▶ _INFORMATION SHOWN_:
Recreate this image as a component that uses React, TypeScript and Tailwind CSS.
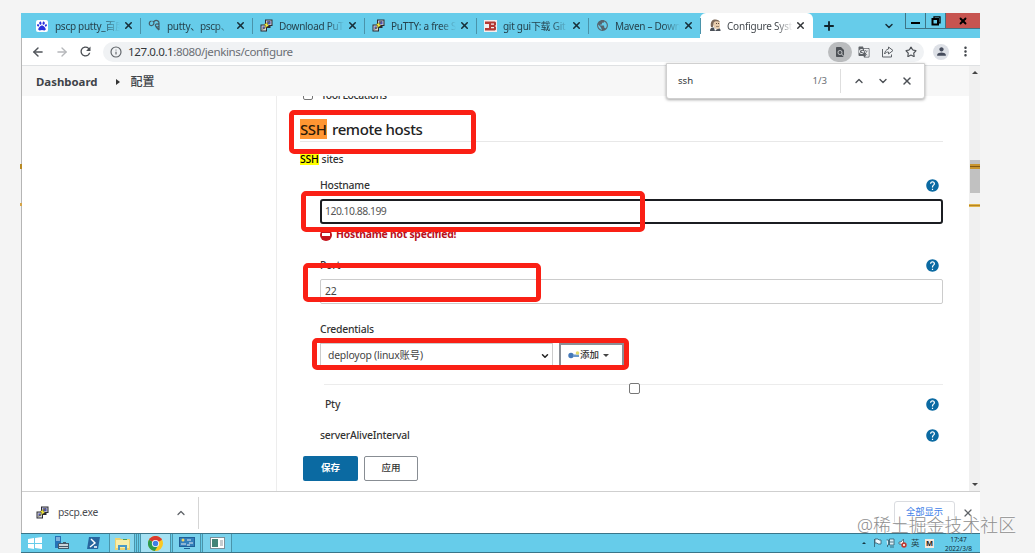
import React from 'react';
import {
  ArrowLeft,
  ArrowRight,
  ChevronDown,
  ChevronUp,
  Info,
  Plus,
  Star,
  X,
} from 'lucide-react';
import { MdFindInPage, MdGTranslate, MdHelp, MdMoreVert, MdPerson, MdPublic, MdRefresh } from 'react-icons/md';
import { FaPaw } from 'react-icons/fa';

const PuttyIcon: React.FC = () => (
  <svg width="13" height="13" viewBox="0 0 13 13">
    <path d="M5 .5h7.500v6.500h-2v2H7V7H5z" fill="#2a2a33" />
    <path d="M6 1.500h5.500v4.500H6z" fill="#c8c8d0" />
    <path d="M7 2.200h3.500v3H7z" fill="#4b50b4" />
    <path d="M.5 5.500h6.500v7H.5z" fill="#2a2a33" />
    <path d="M1.500 6.500h4.500v5H1.500z" fill="#d4d4d4" />
    <path d="M2.500 7.500h2.500v2.500H2.500z" fill="#4b50b4" />
    <path d="M9.500 2.500L4 5.500l2 1.500-3.500 3.500L9 6.500 7 5z" fill="#f3e838" stroke="#4a471d" strokeWidth=".4" />
  </svg>
);

const BaiduIcon: React.FC = () => (
  <span className="flex h-3 w-3 items-center justify-center rounded-xs bg-white">
    <FaPaw className="h-[10px] w-[10px] text-[#2a32dd]" />
  </span>
);

const CurlIcon: React.FC = () => (
  <svg width="13" height="13" viewBox="0 0 13 13" fill="none" stroke="#455b66" strokeWidth="1.2">
    <path d="M3.500 2C0 3 1 7.500 4 6.500S6 2 4.500 2.500M6 2.500c2-2 5-1 5 1.500v7M11 5.500C8 4 6.500 6 8 7.500s3-.5 3-.5M8 8l3 3" />
  </svg>
);

const BoxIcon: React.FC = () => (
  <svg width="13" height="12" viewBox="0 0 13 12">
    <rect width="13" height="12" fill="#f5eeee" />
    <path d="M1 1.500h10l1 1v2.500l-1 1 1 1v2.500l-1 1H1V8h4V4H1z" fill="#b33a34" />
    <path d="M7 3.500h3v1.200H7zM7 7h3v1.200H7z" fill="#f5eeee" />
  </svg>
);

const JenkinsIcon: React.FC = () => (
  <svg width="13" height="13" viewBox="0 0 13 13">
    <path d="M1 12c0-2 1-3.500 2.500-3.500l6 .5c2 .5 2 2 2 3z" fill="#4b5058" />
    <path d="M3 3c1-3 7-3 8 1v4c-1 3-5 3-6 0z" fill="#e8cdae" />
    <path d="M2 8C1 3 3 .5 6 .5c3 0 4 1 5 2.500C8 1.500 5 2 4.500 4L4 8z" fill="#7d6a5c" />
    <path d="M5 9l3 1-2 2z" fill="#fff" />
    <path d="M7 4h1v1H7zM9 4h1v1H9zM7 7h3v.6H7z" fill="#5b4538" />
  </svg>
);

const ShareIcon: React.FC = () => (
  <svg width="13" height="13" viewBox="0 0 13 13" fill="none" stroke="#5f6368" strokeWidth="1">
    <path d="M1.500 4v8h9V9.500" />
    <path d="M7.500 2v2C5 4.500 4 6.500 3.500 9c1-1.500 2.500-2 4-2v2L12 5.500z" strokeLinejoin="round" />
  </svg>
);

const tabs = [
  { title: 'pscp putty_百度', icon: BaiduIcon },
  { title: 'putty、pscp、', icon: CurlIcon },
  { title: 'Download PuT', icon: PuttyIcon },
  { title: 'PuTTY: a free S', icon: PuttyIcon },
  { title: 'git gui下载 Git', icon: BoxIcon },
  { title: 'Maven – Down', icon: () => <MdPublic className="h-[13px] w-[13px] text-[#56646e]" /> },
];

const TabStrip: React.FC = () => (
  <div className="flex h-[25px] bg-[#66ccea] pl-2">
    {tabs.map((tab) => {
      const Icon = tab.icon;
      return (
        <div key={tab.title} className="relative flex w-28 shrink-0 items-center pl-[7px]">
          <span className="flex w-[19px] items-center">
            <Icon />
          </span>
          <span className="w-[65px] whitespace-nowrap pt-px text-[10px] tracking-[-0.28px] text-[#26434e] [mask-image:linear-gradient(90deg,#000_75%,transparent)]">
            {tab.title}
          </span>
          <X className="ml-[3px] h-[11px] w-[11px] text-[#17303a]" strokeWidth={3.4} />
          <span className="absolute right-0 top-[5px] h-4 w-px bg-[#4a93aa]" />
        </div>
      );
    })}
    <div className="-ml-px flex w-[113px] shrink-0 items-center rounded-t-[6px] bg-white pl-[9px]">
      <span className="flex w-[18px] items-center">
        <JenkinsIcon />
      </span>
      <span className="w-[66px] whitespace-nowrap pt-px text-[10px] tracking-[-0.2px] text-[#454a4f] [mask-image:linear-gradient(90deg,#000_75%,transparent)]">
        Configure Syst
      </span>
      <X className="ml-[2px] h-[11px] w-[11px] text-[#303336]" strokeWidth={3} />
    </div>
    <div className="flex flex-1 items-center pl-[9px]">
      <Plus className="h-[14px] w-[14px] text-[#10242c]" strokeWidth={3.2} />
    </div>
    <ChevronDown className="mr-[10px] mt-[7px] h-3 w-3 text-[#17303a]" strokeWidth={3} />
    <div className="flex h-4 shrink-0 border-b border-l border-[#3d7486]">
      <div className="flex w-[20px] justify-center border-r border-[#3d7486] pt-[9px]">
        <span className="h-[2px] w-[9px] bg-black" />
      </div>
      <div className="flex w-[20px] items-center justify-center border-r border-[#3d7486]">
        <svg width="10" height="10" viewBox="0 0 10 10" fill="none" stroke="#000">
          <path d="M3 2V.8h6v6H8" strokeWidth="1.300" />
          <path d="M1.500 3h5.500v5.500H1.500z" strokeWidth="2" />
        </svg>
      </div>
      <div className="flex w-[34px] items-center justify-center bg-[#c75450]">
        <X className="h-[10px] w-[10px] text-black" strokeWidth={4.5} />
      </div>
    </div>
  </div>
);

const Toolbar: React.FC = () => (
  <div className="flex h-[28px] items-center border-b border-[#dfe1e3] bg-white pl-[9px]">
    <ArrowLeft className="h-[14px] w-[14px] text-[#50545a]" strokeWidth={2.5} />
    <ArrowRight className="ml-[10px] h-[14px] w-[14px] text-[#b5b7ba]" strokeWidth={2.3} />
    <MdRefresh className="ml-[9px] h-[15px] w-[15px] text-[#4b4f54]" />
    <div className="ml-[10px] flex h-5 flex-1 items-center rounded-full bg-[#f0f2f4] pl-[7px]">
      <Info className="h-3 w-3 text-[#5f6368]" strokeWidth={2.3} />
      <span className="ml-[6px] flex-1 whitespace-nowrap text-[11.6px] tracking-[-0.42px] text-[#6b6f74]">
        <span className="text-[#33373b]">127.0.0.1</span>:8080/jenkins/configure
      </span>
      <span className="flex h-5 w-6 items-center justify-center rounded-full bg-[#babcbe]">
        <MdFindInPage className="h-3 w-3 text-[#4d5156]" />
      </span>
      <MdGTranslate className="ml-[6px] h-3 w-3 text-[#5f6368]" />
      <span className="ml-[11px]">
        <ShareIcon />
      </span>
      <Star className="ml-[11px] mr-[7px] h-3 w-3 text-[#4d5156]" strokeWidth={2.3} />
    </div>
    <span className="ml-[9px] flex h-4 w-4 items-center justify-center rounded-full bg-[#dde0e6]">
      <MdPerson className="h-[13px] w-[13px] text-[#464c5c]" />
    </span>
    <MdMoreVert className="ml-[9px] mr-[7px] h-[15px] w-[15px] text-[#45494e]" />
  </div>
);

const FindBar: React.FC = () => (
  <div className="absolute left-[645px] top-[50px] flex h-9 w-[259px] items-center rounded-b-[3px] border border-[#d0d0d0] bg-white pl-[11px] text-[9.6px] shadow-[0_1px_3px_rgba(0,0,0,0.35)]">
    <span className="flex-1 text-[#33363a]">ssh</span>
    <span className="text-[#6b6f74]">1/3</span>
    <span className="ml-[13px] h-6 w-px bg-[#dedede]" />
    <ChevronUp className="ml-3 h-3 w-3 text-[#4d5156]" strokeWidth={2.8} />
    <ChevronDown className="ml-3 h-3 w-3 text-[#4d5156]" strokeWidth={2.8} />
    <X className="ml-3 mr-[11px] h-3 w-3 text-[#4d5156]" strokeWidth={3} />
  </div>
);

const HelpIcon: React.FC = () => <MdHelp className="mr-[3px] h-[15px] w-[15px] text-[#0b6aa2]" />;

const Label: React.FC<{ text: string; help?: boolean; className?: string }> = ({ text, help, className }) => (
  <div className={`flex h-5 items-center justify-between ${className ?? ''}`}>
    <span className="pt-[2px]">{text}</span>
    {help && <HelpIcon />}
  </div>
);

const ConfigForm: React.FC = () => (
  <div className="h-full pl-[23px] pr-[26px] text-[10.4px] font-medium tracking-[-0.22px] text-[#333]">
    <div className="-mt-2 flex h-[14px] items-center pl-[3px]">
      <span className="h-[10px] w-[10px] rounded-[2px] border border-[#777]" />
      <span className="ml-2 pt-px tracking-[-0.38px]">Tool Locations</span>
    </div>
    <div className="flex h-10 items-end border-b border-[#e8e8e8] pb-[2px] text-[15px] leading-5 tracking-[-0.4px] text-[#222]">
      <span className="w-[27px] bg-[#ff9632] text-[#2b1a08]">SSH</span>
      <span className="ml-[5px]">remote hosts</span>
    </div>
    <div className="flex h-[33px] items-center leading-[12px]">
      <span className="bg-[#ffff00] text-black">SSH</span>
      <span className="ml-[3px]">sites</span>
    </div>
    <div className="pl-5">
      <Label text="Hostname" help />
      <div className="mt-1 flex h-[25px] items-center rounded-[3px] border-2 border-[#1b1d21] pl-[3px] pt-px font-normal tracking-[-0.5px] text-[#555]">
        120.10.88.199
      </div>
      <div className="flex h-[21px] items-center font-bold tracking-[-0.25px] text-[#b8101c]">
        <span className="mr-1 flex h-3 w-3 items-center justify-center rounded-full bg-[#c4141c]">
          <span className="h-[3px] w-2 bg-white" />
        </span>
        Hostname not specified!
      </div>
      <Label text="Port" help className="mt-[10px]" />
      <div className="mt-1 flex h-[25px] items-center rounded-[2px] border border-[#ccc] pl-1 pt-px font-normal text-[#444]">
        22
      </div>
      <Label text="Credentials" className="mt-[15px]" />
      <div className="mt-1 flex h-[25px]">
        <div className="flex w-[233px] items-center justify-between border border-[#ccc] pl-[7px] pr-[2px] font-normal text-[#444]">
          <span className="pt-px">deployop (linux账号)</span>
          <ChevronDown className="h-[10px] w-[10px] text-[#222]" strokeWidth={3.6} />
        </div>
        <div className="ml-[6px] flex w-[65px] items-center border-2 border-[#8a8f96] pl-[7px]">
          <svg width="12" height="9" viewBox="0 0 12 9">
            <circle cx="3" cy="4.500" r="2.700" fill="#4478b8" />
            <path d="M5 3.500h6v2.500H5z" fill="#6c9acb" />
            <circle cx="9.500" cy="2" r="1.800" fill="#e4dc6b" />
          </svg>
          <span className="text-[9.5px] tracking-normal">添加</span>
          <span className="ml-[4px] border-x-[3px] border-t-[3px] border-x-transparent border-t-[#444]" />
        </div>
      </div>
      <div className="relative ml-1 mt-[16px] h-px bg-[#ececec]">
        <span className="absolute left-[305px] -top-px h-[11px] w-[11px] rounded-[2px] border border-[#777] bg-white" />
      </div>
      <div className="mt-[9px] flex flex-col gap-[11px]">
        <Label text="Pty" help className="pl-[5px]" />
        <Label text="serverAliveInterval" help />
      </div>
    </div>
    <div className="ml-[3px] mt-[11px] flex gap-[6px] text-[9.5px] font-bold tracking-normal">
      <button className="h-[25px] w-[55px] rounded-[2px] bg-[#0b6aa2] text-white">保存</button>
      <button className="h-[25px] w-[54px] rounded-[2px] border border-[#888d93] font-medium text-[#333]">应用</button>
    </div>
  </div>
);

const Scrollbar: React.FC = () => (
  <div className="flex w-[11px] shrink-0 flex-col items-center bg-[#f0f0f0]">
    <span className="mt-[5px] border-x-[3px] border-b-[3px] border-x-transparent border-b-[#444]" />
    <span className="mt-[86px] h-[33px] w-full border-l border-[#f0f0f0] bg-[#c1c1c1]">
      <span className="mt-[4px] block h-[5px] border-y-2 border-[#c8942c] bg-[#805714]" />
    </span>
    <span className="mt-[11px] h-[3px] w-full border-y border-[#e0b44b] bg-[#b78524]" />
    <span className="mb-[5px] mt-auto border-x-[3px] border-t-[3px] border-x-transparent border-t-[#444]" />
  </div>
);

const DownloadBar: React.FC = () => (
  <div className="flex h-[42px] items-center border-t border-[#cfcfcf] bg-white text-[10.3px]">
    <div className="flex h-8 w-[177px] items-center border-r border-[#d5d5d5] pl-[14px]">
      <PuttyIcon />
      <span className="ml-[9px] flex-1 tracking-[-0.25px] text-[#4a4d52]">pscp.exe</span>
      <ChevronUp className="mr-[11px] h-3 w-3 text-[#5f6368]" strokeWidth={2.5} />
    </div>
    <div className="ml-auto flex h-[24px] w-[61px] items-center justify-center rounded-[3px] border border-[#dadce0] pb-px text-[9.3px] text-[#3e80e8]">
      全部显示
    </div>
    <X className="ml-[7px] mr-[6px] h-3 w-3 text-[#5f6368]" strokeWidth={2.5} />
  </div>
);

const Taskbar: React.FC = () => (
  <div className="flex h-[20px] border-y border-[#3a7589] bg-[#66ccea]">
    <div className="flex w-[27px] items-center justify-center">
      <svg width="14" height="12" viewBox="0 0 14 12" fill="#fff">
        <path d="M0 2l6-1v5H0zM7 1l7-1v6H7zM0 7h6v5l-6-1zM7 7h7v5l-7-1z" />
      </svg>
    </div>
    <div className="flex w-[30px] items-center pl-[6px]">
      <svg width="16" height="16" viewBox="0 0 16 16">
        <path d="M1 1h6v12H1z" fill="#2672b6" />
        <path d="M2 3h4M2 5h4" stroke="#d7efff" />
        <path d="M5 8h4V7h3v1h3v6H4V9z" fill="#42596a" />
        <path d="M5 9h9v2H5zM5 12h9v1H5z" fill="#cad3d8" />
      </svg>
    </div>
    <div className="flex w-[31px] items-center pl-[8px]">
      <svg width="15" height="14" viewBox="0 0 15 14">
        <path d="M3 1h11l-2 12H1z" fill="#27669f" />
        <path d="M5 3l4 4-5 4M8 11h3" stroke="#fff" strokeWidth="1.400" fill="none" />
      </svg>
    </div>
    <div className="flex w-[26px] items-center justify-center border-x border-[#4a94aa] bg-[#8bd8ef]">
      <svg width="17" height="15" viewBox="0 0 17 15">
        <path d="M1 2h5l1 1h9v11H1z" fill="#ecd372" />
        <path d="M2 4h13v8H2z" fill="#f9eea8" />
        <path d="M4 9h9v5h-2v-3H6v3H4z" fill="#4b99c7" />
        <path d="M9 3h4v1H9z" fill="#4a9f56" />
      </svg>
    </div>
    <div className="ml-[1px] w-[3px] border-x border-[#4a94aa]" />
    <div className="ml-[1px] flex w-[31px] items-center justify-center border-x border-[#4a94aa] bg-[#a5e1f3]">
      <svg width="15" height="15" viewBox="0 0 20 20">
        <circle cx="10" cy="10" r="10" fill="#fbc822" />
        <path d="M10 10L1.300 5A10 10 0 0 1 18.700 5z" fill="#d93b30" />
        <path d="M10 10L1.300 5A10 10 0 0 0 9 20l5-8z" fill="#2a9a4d" />
        <circle cx="10" cy="10" r="4.800" fill="#fff" />
        <circle cx="10" cy="10" r="3.700" fill="#3f7fe5" />
      </svg>
    </div>
    <div className="ml-[1px] flex w-[29px] items-center justify-center border-x border-[#4a94aa] bg-[#7ad2ec]">
      <svg width="16" height="14" viewBox="0 0 16 14">
        <path d="M0 1h16v10H0zM5 12h6v1H5z" fill="#205f96" />
        <path d="M1 2h14v8H1z" fill="#337fbb" />
        <circle cx="4" cy="4" r="1.500" fill="#f0d461" />
        <path d="M2 8h5M8 4h4M10 7h4M8 9h3" stroke="#e5edf2" />
      </svg>
    </div>
    <div className="ml-[1px] flex w-[30px] items-center justify-center border-x border-[#4a94aa] bg-[#7ad2ec]">
      <svg width="15" height="12" viewBox="0 0 15 12">
        <path d="M0 0h15v12H0z" fill="#7b8f98" />
        <path d="M1 1h13v10H1z" fill="#fff" />
        <path d="M2 2h6v8H2z" fill="#448477" />
        <path d="M10 3h3v6h-3z" fill="#c6cccf" />
      </svg>
    </div>
    <div className="ml-auto flex items-center">
      <span className="mr-[7px] border-x-2 border-b-2 border-x-transparent border-b-[#173844]" />
      <svg width="35" height="10" viewBox="0 0 35 10" fill="none">
        <path d="M1.500 1v8M2 1h3l1 1h2v4H5L4 5H2z" stroke="#31596a" strokeWidth=".8" fill="#eefaff" />
        <path d="M13.500 2h2v5h-1v2M16.500 1h4.500v6h-4.500zM16.500 4h4M17 9h4" stroke="#31596a" strokeWidth=".8" fill="#d8eff7" />
        <path d="M26 4h2l2.500-3v8L28 6h-2z" stroke="#40606d" strokeWidth=".8" fill="#fff" />
        <circle cx="31" cy="7" r="2.700" fill="#c03b32" />
        <path d="M30 6l2 2m0-2l-2 2" stroke="#fff" strokeWidth=".8" />
      </svg>
      <span className="ml-[3px] w-[14px] text-[8.5px] leading-none text-[#233f49]">英</span>
      <span className="w-[9px] bg-[#f5e9df] text-center text-[7.5px] font-bold leading-[9px] text-[#201c1a]">M</span>
      <div className="ml-[9px] w-[31px] whitespace-nowrap pt-px text-center text-[6.5px] leading-[9px] text-[#102d38]">
        <div>17:47</div>
        <div>2022/3/8</div>
      </div>
      <span className="w-[6px]" />
    </div>
  </div>
);

export default function App() {
  return (
    <div className="relative h-[553px] w-[1035px] overflow-hidden bg-[#f4f4f4] pl-[21px] pt-[13px] font-['Noto_Sans','Noto_Sans_CJK_SC',sans-serif]">
      <div className="relative w-[959px]">
        <TabStrip />
        <div className="border-l border-[#b5b5b5]">
          <Toolbar />
          <div className="flex h-[425px] bg-white">
            <div className="flex min-w-0 flex-1 flex-col">
              <div className="flex h-[30px] shrink-0 items-center bg-[#f7f7f7] pl-[14px] pt-px text-[11.4px] text-[#3f4449]">
                <span className="font-bold">Dashboard</span>
                <span className="ml-[18px] border-y-[3px] border-l-[4px] border-y-transparent border-l-[#333]" />
                <span className="ml-[11px] text-[12px] font-medium">配置</span>
              </div>
              <div className="flex h-[395px]">
                <div className="w-[255px] shrink-0 border-r border-[#ededed]" />
                <div className="min-w-0 flex-1 overflow-hidden">
                  <ConfigForm />
                </div>
              </div>
            </div>
            <Scrollbar />
          </div>
          <DownloadBar />
        </div>
        <Taskbar />
        <FindBar />
      </div>

      {/* highlight frames */}
      <div className="absolute left-[289px] top-[110px] h-[44px] w-[187px] rounded-[5px] border-[5px] border-[#fa2015]" />
      <div className="absolute left-[301px] top-[191px] h-[41px] w-[344px] rounded-[5px] border-[5px] border-[#fa2015]" />
      <div className="absolute left-[303px] top-[263px] h-[39px] w-[238px] rounded-[5px] border-[5px] border-[#fa2015]" />
      <div className="absolute left-[312px] top-[338px] h-[32px] w-[317px] rounded-[5px] border-[5px] border-[#fa2015]" />

      {/* scroll markers on the window edge */}
      <span className="absolute left-[20px] top-[164px] h-[5px] w-[2px] bg-[#b88a24]" />
      <span className="absolute left-[20px] top-[203px] h-[3px] w-[2px] bg-[#d6a548]" />

      <div className="absolute left-[857px] top-[513px] whitespace-nowrap text-[17.9px] font-light leading-6 text-[#8f8f8f] [text-shadow:-1px_-1px_0_rgba(255,255,255,0.7)]">
        @稀土掘金技术社区
      </div>
    </div>
  );
}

▶ _WORK TO COMPLETE_: Scan the material for lines with the word "image", and copy each line you find.

▶ _COMPLETE RESPONSE_:
Recreate this image as a component that uses React, TypeScript and Tailwind CSS.
          <span className="w-[65px] whitespace-nowrap pt-px text-[10px] tracking-[-0.28px] text-[#26434e] [mask-image:linear-gradient(90deg,#000_75%,transparent)]">
      <span className="w-[66px] whitespace-nowrap pt-px text-[10px] tracking-[-0.2px] text-[#454a4f] [mask-image:linear-gradient(90deg,#000_75%,transparent)]">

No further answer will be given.